Currently, the IAM is also isolating an ongoing strike of hundreds of Chicago-area mechanics, working out side deals with car dealerships to impose concessions and wear out striking workers one by one. There are over 570,000 workers supposedly “represented” by the IAM, and the union sits on $246 million in assets. Robert Martinez, the president of the IAM, makes $371,580 a year, while rank-and-file Kone workers in Coal Valley and around the world face wage stagnation and insecure retirements.

Kone, headquartered in Helsinki, Finland, has a global workforce of more than 60,000 employees in over 60 countries and is the third-largest manufacturer of elevators. Workers at Kone manufacture elevators, moving conveyor walkways, escalators, automatic doors and more. The company engineers and produces these machines for builders, developers, architects, metro systems and general contractors.

In 2020, Kone made over €939 million ($1.1 billion) in net income and had €9.9 billion ($11.6 billion) in revenue. The chairman of Kone, Anniti Herlin, and scion of the Herlin dynasty, is the richest person in Finland, with a net worth of over $7 billion. Herlin previously served as CEO from 1996 to 2006, taking over from his father Pekka Herlin.

The efforts by the company to drive down labor costs have provoked opposition by workers at its facilities internationally. In 2019, hundreds of Kone workers in Finland staged a 24-hour strike, which the company’s HR chief Elina Jokinen denounced as “illegal,” and in 2017, 200 workers in Australia struck for six weeks.

Kone workers in Illinois and elsewhere can learn from and link up with Dana and John Deere workers, unifying and strengthening their struggles. The issue of tiered wages and benefits is widely hated by workers across multiple industries, including among workers in the auto industry and at John Deere, which was one of the first major corporations to systematically cut pay and benefits for new hires in the 1990s. More than 10,000 workers at Deere are currently gearing up for a major battle with the company and the United Auto Workers (UAW) union, which has imposed decades of concessions on these workers and others.

In 2015, the UAW faced a massive rebellion of Deere workers, who were determined to overturn the two-tier system imposed two decades earlier. The UAW barely pushed through a pro-company contract, claiming their agreement passed with less than 200 votes, provoking widespread calls for a recount.

Deere workers—many of whom work in the Quad Cities, where Deere is headquartered—are preparing to fight both the company and the union again, with “negotiations” between the UAW and the company taking place behind closed doors to package up a deal to impose on rank-and-file Deere workers.
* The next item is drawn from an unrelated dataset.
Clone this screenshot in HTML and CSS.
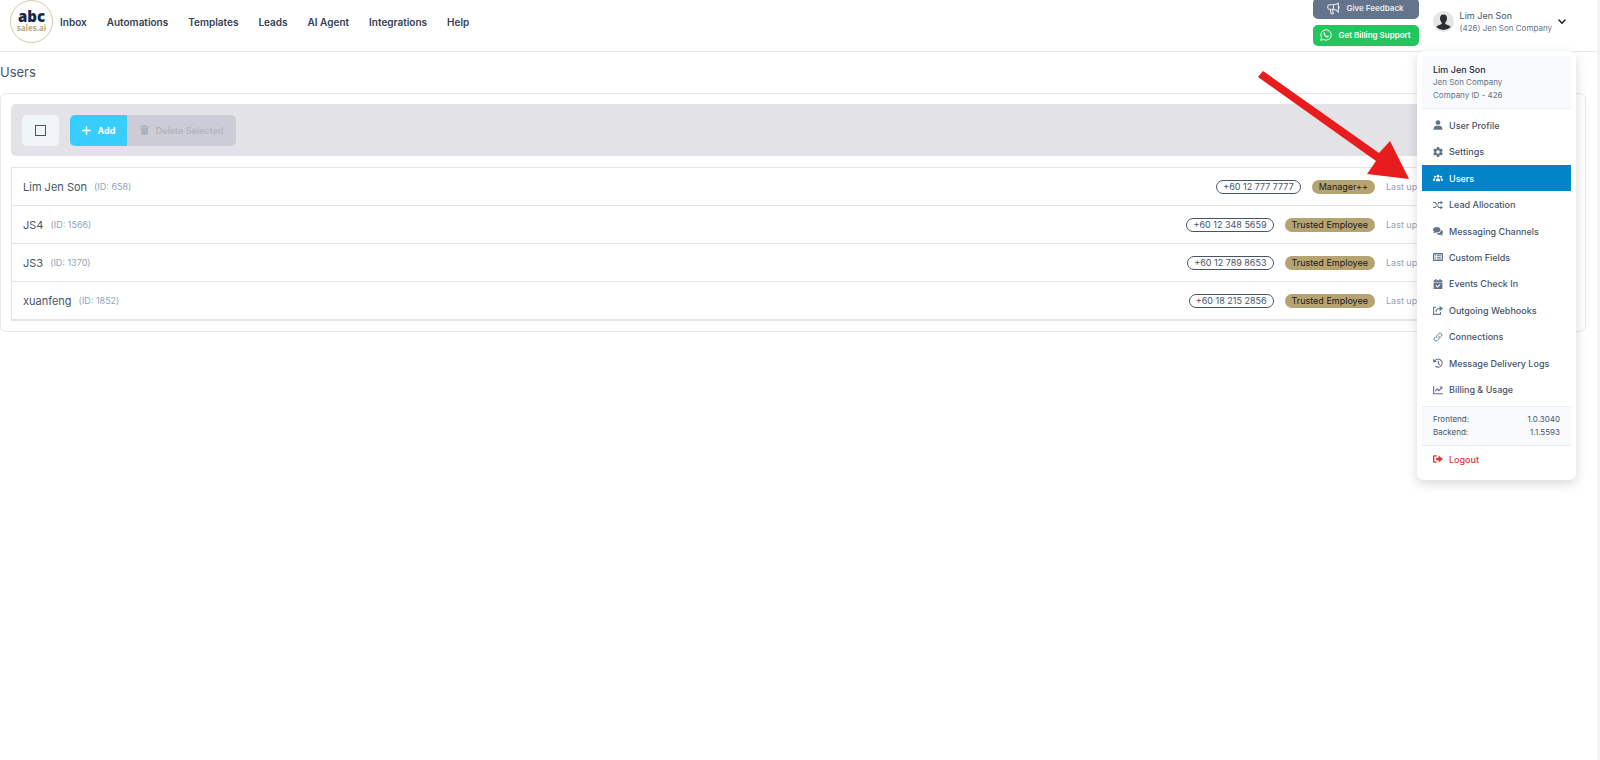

Currently, Deere is proposing substantial increases to out-of-pocket health care costs, stagnant wage raises below inflation, and an end to both the plant closure moratorium and overtime pay after eight hours.

Facing similar issues, auto parts workers at Dana Incorporated have overwhelmingly rejected a contract proposed by the UAW in recent weeks and are fighting against 84-hours a week sweatshop conditions, a two-tier pay system, poverty wages and more.

Confronting the treachery of the UAW, Dana workers formed the Dana Workers Rank-and-File Committee. The committee is demanding substantial wage increases, an end to the tier system, and the restoration of the eight-hour day, and is appealing to autoworkers in the US and internationally for support.

Kone workers must break their isolation and review the experience of Dana workers and the treachery of the IAM in the Chicago mechanics strike.

Workers should reject any deal brought back by the IAM that does not end the two-tier system, include substantial wage increases for all workers, and guarantee a good retirement. They should take the struggle out of the hands of the IAM and begin to form independent rank-and-file committees that will unite with Deere, Dana workers, Chicago mechanics and broader layers of the working class in a joint offensive for their social and economic interests.